Friday, June 29, 2007
a movie review
Ratatouille opened today and I went t the first showing at noon at the Crystal River Theater. Given the sneak preview of a week or so ago and the reports and reviews coming off of that, I had little doubt that it was good- every one of them said so. What I didn't know was that parts of it are great! Absolutely magnificent came to mind during certain scenes. But in the end, good is correct.
As with all Pixar movies, it opens with a short, and by all means this one is the best by far! Heck- I would have been happy with just that! And it was a precursor to what was to come- a new unique experience, different from anything before, and a level of animation that takes us to a new height, a new standard in- beyond- computer animation.
The opening sequence in Ratatouille is simply magnificent. The drawing is scrumptious! The characters are deeply developed and realized, starting as terrifying apparitions and quickly becoming fully realized and likable individuals. The movement is impeccable as is the motion through the scenery. It isn't until the first humans appear that once again, the failings of computer animation become obvious. Why is it that humans seem such an impossible obstacle to overcome? The degree of detail and life given to the rats, and you simply will not believe it until you see it, surely a bit of that quality of movement could be given to the humans? It is as if an entirely different program, studio, crew of animators did the humans- and their backgrounds. Maybe they did. That is a shame, for it does bring one down from the exalted heights of what is manifest in the first minutes of this movie, where it is so excellently done that one no longer even considers that it as computer or any other form of animation: one is simply too involved being amazed!
But after the shock wears off, it carries on as a good movie, often surprising in its uniqueness and even offensive at times- there are scenes with the rats that are guaranteed to offend the stomachs of even the most jaded viewer! And it is beautiful at all times- especially the scenes of Paris which are the realization of all the fantasy images anyone has ever held in their head and heart for that mythical local.

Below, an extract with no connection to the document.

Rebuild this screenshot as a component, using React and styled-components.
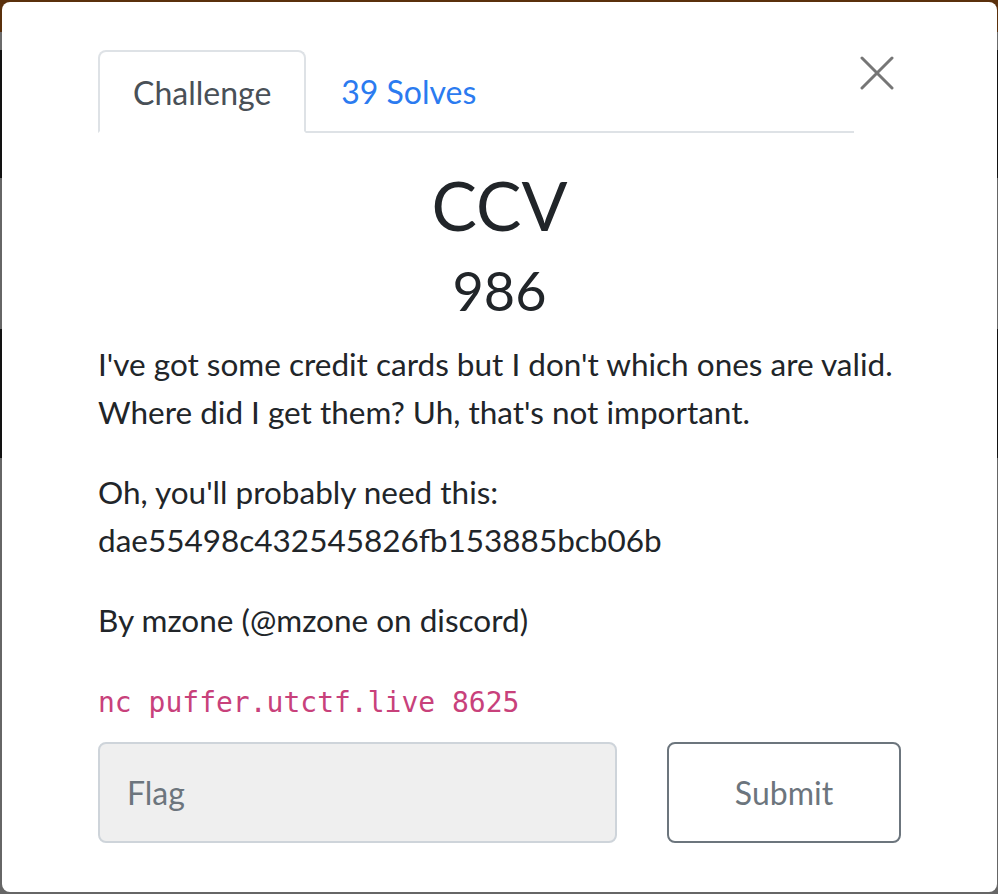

The pacing is good, never a dull spot, and the story is good, solid, and well realized. The only weak point is at the end, which uses a rather overly long narration to wrap things up- a inexplicable and cheap device to be avoided in all story telling, especially the visual kind. This was extreme enough that some children were being led out of the theater as it played; and they didn't miss much, for at that point, it was pretty much over. I stayed and there is a bit more, but it is pretty much afterthought, like those rolling blurbs at the end of American Graffiti that tell the future of each of the main characters.
All in all, Pixar has another winner, a surprising achievement to have such a string; and it is worthy, it is a good movie, but parts of it are so magnificent that I mourn what could have been! I was thinking during that first scene that Walt himself would have been blown away by this! Would have been nice to have that carry on through to the end.
But in the end, visually and in movement , this is by far the best Pixar ever. This moves the field to a whole new level.
And it is a very different movie. I think Monday, I will see it again!
Especially the first scene! Simply magnificent!